Here is what changed, and what it means for your money.

The speculative short-term rental play is over

For a decade, the Maui investment thesis for a lot of mainland buyers was simple: buy a condo on the Minatoya list, rent it to visitors, cover the mortgage with nightly rates. Bill 9 ended that thesis. Transient vacation rental use on Minatoya-list units phases out after December 31, 2028 in West Maui and December 31, 2030 in South Maui.

So if someone is still selling you a Kihei or Kaanapali condo on the promise of permanent nightly-rental income, walk away. That income has a legislated expiration date, and lenders and appraisers already know it. It can still be a fine buy at the right price, but only if you underwrite it as what it actually is: a defined number of remaining income years plus a long-term rental asset after that.

What still works, and works well

Three things on Maui are as sound as they have ever been.

Owner-occupied buying. If you are going to live here, the math is excellent. Maui’s owner-occupant property tax is among the lowest in the country, and the supply constraint that keeps prices from falling far also keeps your asset durable.

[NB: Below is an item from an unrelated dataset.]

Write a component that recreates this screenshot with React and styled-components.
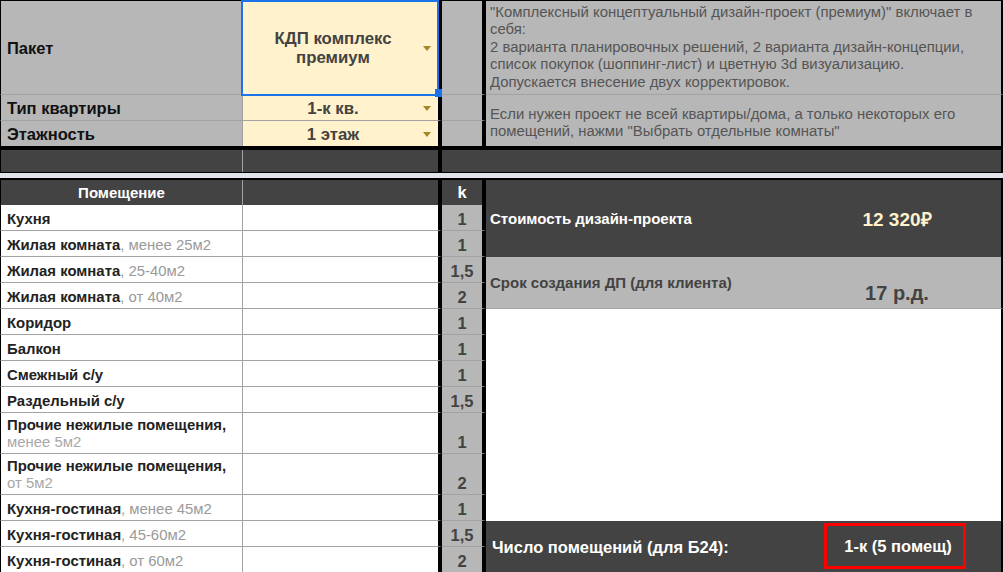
import React from "react";
import styled, { createGlobalStyle } from "styled-components";

const GlobalStyle = createGlobalStyle`
  html, body {
    margin: 0;
    padding: 0;
    background: #ffffff;
    overflow: hidden;
  }
  body {
    font-family: "Liberation Sans", Arial, sans-serif;
  }
`;

const DARK = "#434343";
const GRAY = "#b7b7b7";
const CREAM = "#fff2cc";
const LINE = "#a2a2a2";

const Sheet = styled.div`
  width: 1003px;
  height: 572px;
  overflow: hidden;
  background: #ffffff;
`;

const TopWrap = styled.div`
  position: relative;
  display: grid;
  grid-template-columns: 243px 199px 44px 517px;
  grid-template-rows: 94px 26px 25px;
  border-top: 1px solid #000;
  border-bottom: 4px solid #000;
`;

const Label = styled.div`
  background: ${GRAY};
  border-left: 1px solid #000;
  border-right: 1px solid ${LINE};
  border-bottom: ${(p) => (p.$last ? "none" : `1px solid ${LINE}`)};
  display: flex;
  align-items: center;
  padding: 1px 0 0 6px;
  font-size: 16.5px;
  font-weight: bold;
  color: #111;
`;

const Select = styled.div`
  background: ${CREAM};
  border-right: 4px solid #000;
  border-bottom: ${(p) => (p.$last ? "none" : `1px solid ${LINE}`)};
  display: flex;
  align-items: center;
  padding: 1px 7px 0 0;
  font-size: 16.8px;
  font-weight: bold;
  color: ${DARK};
`;

const SelectText = styled.div`
  flex: 1;
  text-align: center;
  line-height: 19px;
`;

const Arrow = styled.span`
  width: 0;
  height: 0;
  border-left: 4.5px solid transparent;
  border-right: 4.5px solid transparent;
  border-top: 5px solid #a68526;
`;

const KTop = styled.div`
  background: ${GRAY};
  border-right: 4px solid #000;
  border-bottom: ${(p) => (p.$last ? "none" : `1px solid ${LINE}`)};
`;

const Desc = styled.div`
  grid-column: 4;
  grid-row: ${(p) => p.$row};
  background: ${GRAY};
  border-right: 2px solid #000;
  border-bottom: ${(p) => (p.$line ? `1px solid ${LINE}` : "none")};
  display: flex;
  align-items: center;
  padding: ${(p) => (p.$line ? "0 4px" : "5px 4px 0")};
  font-size: 14.9px;
  line-height: 17.5px;
  color: #555555;
  white-space: nowrap;
`;

const Selection = styled.div`
  position: absolute;
  left: 241px;
  top: -1px;
  width: 198px;
  height: 96px;
  box-sizing: border-box;
  border: 2px solid #1a73e8;
  pointer-events: none;
`;

const Handle = styled.div`
  position: absolute;
  left: 435px;
  top: 88px;
  width: 7px;
  height: 8px;
  background: #1a73e8;
`;

const DarkBand = styled.div`
  display: grid;
  grid-template-columns: 243px 199px 561px;
  height: 22px;
  border-bottom: 1px solid #000;
`;

const BandCell = styled.div`
  background: ${DARK};
  border-left: ${(p) => (p.$first ? "1px solid #000" : "none")};
  border-right: ${(p) => p.$right};
`;

const Gap = styled.div`
  height: 5px;
  background: #e1e4ea;
`;

const BottomGrid = styled.div`
  display: grid;
  grid-template-columns: 243px 199px 44px 517px;
  grid-template-rows: 25px repeat(8, 26px) 41px 41px 26px 26px 26px;
  border-top: 2px solid #000;
`;

const HeadCell = styled.div`
  background: ${DARK};
  color: #ffffff;
  font-size: ${(p) => p.$size || "15px"};
  font-weight: bold;
  display: flex;
  align-items: center;
  justify-content: center;
  border-left: ${(p) => (p.$first ? "1px solid #000" : "none")};
  border-right: ${(p) => p.$right || "none"};
`;

const RoomCell = styled.div`
  background: #ffffff;
  border-left: 1px solid #000;
  border-right: 1px solid ${LINE};
  border-bottom: 1px solid ${LINE};
  display: flex;
  align-items: flex-end;
  padding: 0 4px 2px 6px;
  font-size: 14.9px;
  line-height: 17px;
  color: #222222;
`;

const RoomName = styled.div`
  font-weight: bold;
  white-space: nowrap;
`;

const Note = styled.span`
  font-weight: normal;
  color: #9a9a9a;
`;

const SubNote = styled.div`
  font-weight: normal;
  color: #a8a8a8;
`;

const EmptyCell = styled.div`
  background: #ffffff;
  border-right: 4px solid #000;
  border-bottom: 1px solid ${LINE};
`;

const KCell = styled.div`
  background: ${GRAY};
  border-right: 4px solid #000;
  border-bottom: 1px solid ${LINE};
  display: flex;
  align-items: flex-end;
  justify-content: center;
  padding-bottom: 2px;
  font-size: 16.5px;
  line-height: 17px;
  font-weight: bold;
  color: ${DARK};
`;

const Block = styled.div`
  grid-column: 4;
  grid-row: ${(p) => p.$row};
  background: ${(p) => p.$bg};
  border-right: 2px solid #000;
  border-bottom: ${(p) => (p.$line ? `1px solid ${LINE}` : "none")};
  display: grid;
  grid-template-columns: 1fr 208px;
  align-items: center;
`;

const BlockLabel = styled.div`
  padding-left: ${(p) => p.$pad || "4px"};
  font-size: ${(p) => p.$size || "15px"};
  font-weight: bold;
  color: ${(p) => p.$color};
  white-space: nowrap;
`;

const BlockValue = styled.div`
  text-align: center;
  font-size: ${(p) => p.$size || "19px"};
  font-weight: bold;
  color: ${(p) => p.$color};
  align-self: ${(p) => p.$align || "center"};
  padding-bottom: ${(p) => p.$pb || "0"};
`;

const CountBox = styled.div`
  justify-self: center;
  margin-left: -4px;
  margin-top: 2px;
  align-self: start;
  width: 142px;
  height: 46px;
  box-sizing: border-box;
  border: 3px solid #ff0000;
  padding-left: 6px;
  display: flex;
  align-items: center;
  justify-content: center;
  font-size: 16.5px;
  font-weight: bold;
  color: #ffffff;
  white-space: nowrap;
`;

const rooms = [
  { name: "Кухня", k: "1" },
  { name: "Жилая комната", note: ", менее 25м2", k: "1" },
  { name: "Жилая комната", note: ", 25-40м2", k: "1,5" },
  { name: "Жилая комната", note: ", от 40м2", k: "2" },
  { name: "Коридор", k: "1" },
  { name: "Балкон", k: "1" },
  { name: "Смежный с/у", k: "1" },
  { name: "Раздельный с/у", k: "1,5" },
  { name: "Прочие нежилые помещения,", sub: "менее 5м2", k: "1" },
  { name: "Прочие нежилые помещения,", sub: "от 5м2", k: "2" },
  { name: "Кухня-гостиная", note: ", менее 45м2", k: "1" },
  { name: "Кухня-гостиная", note: ", 45-60м2", k: "1,5" },
  { name: "Кухня-гостиная", note: ", от 60м2", k: "2" },
];

const App = () => {
  return (
    <Sheet>
      <GlobalStyle />
      <TopWrap>
        <Label>Пакет</Label>
        <Select>
          <SelectText>
            КДП комплекс
            <br />
            премиум
          </SelectText>
          <Arrow />
        </Select>
        <KTop />
        <Desc $row="1" $line>
          <div>
            "Комплексный концептуальный дизайн-проект (премиум)" включает в
            <br />
            себя:
            <br />
            2 варианта планировочных решений, 2 варианта дизайн-концепции,
            <br />
            список покупок (шоппинг-лист) и цветную 3d визуализацию.
            <br />
            Допускается внесение двух корректировок.
          </div>
        </Desc>

        <Label>Тип квартиры</Label>
        <Select>
          <SelectText>1-к кв.</SelectText>
          <Arrow />
        </Select>
        <KTop />
        <Desc $row="2 / 4">
          <div>
            Если нужен проект не всей квартиры/дома, а только некоторых его
            <br />
            помещений, нажми "Выбрать отдельные комнаты"
          </div>
        </Desc>

        <Label $last>Этажность</Label>
        <Select $last>
          <SelectText>1 этаж</SelectText>
          <Arrow />
        </Select>
        <KTop $last />

        <Selection />
        <Handle />
      </TopWrap>

      <DarkBand>
        <BandCell $first $right={`1px solid ${LINE}`} />
        <BandCell $right="4px solid #000" />
        <BandCell $right="2px solid #000" />
      </DarkBand>

      <Gap />

      <BottomGrid>
        <HeadCell $first $right={`1px solid ${LINE}`}>
          Помещение
        </HeadCell>
        <HeadCell $right="4px solid #000" />
        <HeadCell $right="4px solid #000" $size="16.5px">
          k
        </HeadCell>
        <Block $row="1 / 4" $bg={DARK}>
          <BlockLabel $color="#ffffff">Стоимость дизайн-проекта</BlockLabel>
          <BlockValue $color={CREAM}>12 320₽</BlockValue>
        </Block>
        <Block $row="4 / 6" $bg={GRAY} $line>
          <BlockLabel $color={DARK}>Срок создания ДП (для клиента)</BlockLabel>
          <BlockValue $color={DARK} $align="end" $pb="3px" $size="20px">
            17 р.д.
          </BlockValue>
        </Block>
        <Block $row="6 / 13" $bg="#ffffff" />
        <Block $row="13 / 15" $bg={DARK}>
          <BlockLabel $color="#ffffff" $pad="6px" $size="16.5px">
            Число помещений (для Б24):
          </BlockLabel>
          <CountBox>1-к (5 помещ)</CountBox>
        </Block>

        {rooms.map((r, i) => (
          <React.Fragment key={i}>
            <RoomCell style={{ gridRow: i + 2 }}>
              <RoomName>
                {r.name}
                {r.note && <Note>{r.note}</Note>}
                {r.sub && <SubNote>{r.sub}</SubNote>}
              </RoomName>
            </RoomCell>
            <EmptyCell style={{ gridRow: i + 2 }} />
            <KCell style={{ gridRow: i + 2 }}>{r.k}</KCell>
          </React.Fragment>
        ))}
      </BottomGrid>
    </Sheet>
  );
};

export default App;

Long-term rentals, especially Upcountry. This is the investment nobody talks about because it is not glamorous. A single-family home in Haiku, Makawao, Kula, or Pukalani rented to a long-term local tenant produces steadier income, lower turnover, and a dramatically lower property tax bill than a short-term rental. It does not have the ceiling of a nightly rental, but it also does not have a phase-out date or a booking calendar.

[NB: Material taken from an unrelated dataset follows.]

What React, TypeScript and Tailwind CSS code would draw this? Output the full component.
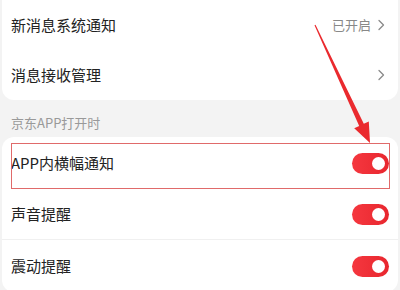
import React from 'react'

const font = { fontFamily: '"Noto Sans CJK SC", "Noto Sans", sans-serif' }

function Chevron() {
  return (
    <svg width="8" height="12" viewBox="0 0 8 12" className="ml-[6px]">
      <path d="M2 1.5 L6.5 6 L2 10.5" fill="none" stroke="#8a8a8a" strokeWidth="1.3" strokeLinecap="round" strokeLinejoin="round" />
    </svg>
  )
}

function Toggle() {
  return (
    <div className="w-[37px] h-[21px] rounded-full bg-gradient-to-r from-[#f5373f] to-[#e8262e] flex items-center justify-end pr-[4px]">
      <div className="w-[13px] h-[13px] rounded-full bg-white" />
    </div>
  )
}

type RowProps = {
  label: string,
  value?: string,
  toggle?: boolean,
  className?: string,
  children?: React.ReactNode
}

function Row({ label, value, toggle, className, children }: RowProps) {
  return (
    <div className={`relative flex items-center justify-between px-[9px] ${className ?? ''}`}>
      <span className="text-[15px] text-[#222]">{label}</span>
      {toggle ? (
        <Toggle />
      ) : (
        <div className="flex items-center mr-[4px]">
          {value && <span className="text-[13px] text-[#888]">{value}</span>}
          <Chevron />
        </div>
      )}
      {children}
    </div>
  )
}

export default function App() {
  return (
    <div className="relative w-[400px] h-[290px] overflow-hidden bg-[#f3f3f3]" style={font}>
      <div className="mx-[2px] bg-white rounded-b-xl">
        <Row label="新消息系统通知" value="已开启" className="h-[50px]" />
        <Row label="消息接收管理" className="h-[50px]" />
      </div>

      <div className="h-[37px] px-[11px] pt-[13px] text-[13px] leading-[20px] text-[#999]">京东APP打开时</div>

      <div className="mx-[2px] bg-white rounded-xl">
        <Row label="APP内横幅通知" toggle className="h-[52px]">
          <div className="absolute left-[9px] right-[8px] top-[6px] bottom-0 border-[1.5px] border-[#e06a6a]" />
        </Row>
        <Row label="声音提醒" toggle className="h-[51px] border-b border-[#f0f0f0]" />
        <Row label="震动提醒" toggle className="h-[52px]" />
      </div>

      <svg className="absolute inset-0 pointer-events-none" width="400" height="290" viewBox="0 0 400 290">
        <polygon
          points="314.5,25.2 315.5,24.8 363.8,123.7 368.8,121.4 370,143 354.2,128.2 359.2,125.9"
          fill="#ea2a2e"
        />
      </svg>
    </div>
  )
}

1031 exchanges. If you are sitting on an appreciated property, here or on the mainland, you can move that equity without paying the tax now. This is a core part of my practice and one of the most underused tools in Hawaii.

The mistake that costs people the most

Underwriting Maui like it is Phoenix or Austin. It is not. The costs that wreck out-of-state investors here are the ones they never see in the listing: rising insurance premiums, the property tax classification that changes your bill by thousands depending on how you use the property, HARPTA withholding when you eventually sell as a non-resident, and HOA dues on condos that quietly eat your return.

None of those are dealbreakers. All of them are knowable in advance. The investors who get hurt are the ones who found out after closing.

So, is it a good investment?

For a prepared buyer with a clear strategy and a realistic view of the rules, 2026 Maui is a genuine opportunity. Softer prices, real negotiating leverage, and a lot of confused sellers add up to a buyer’s market. For someone chasing the old vacation-rental dream on autopilot, it is a trap.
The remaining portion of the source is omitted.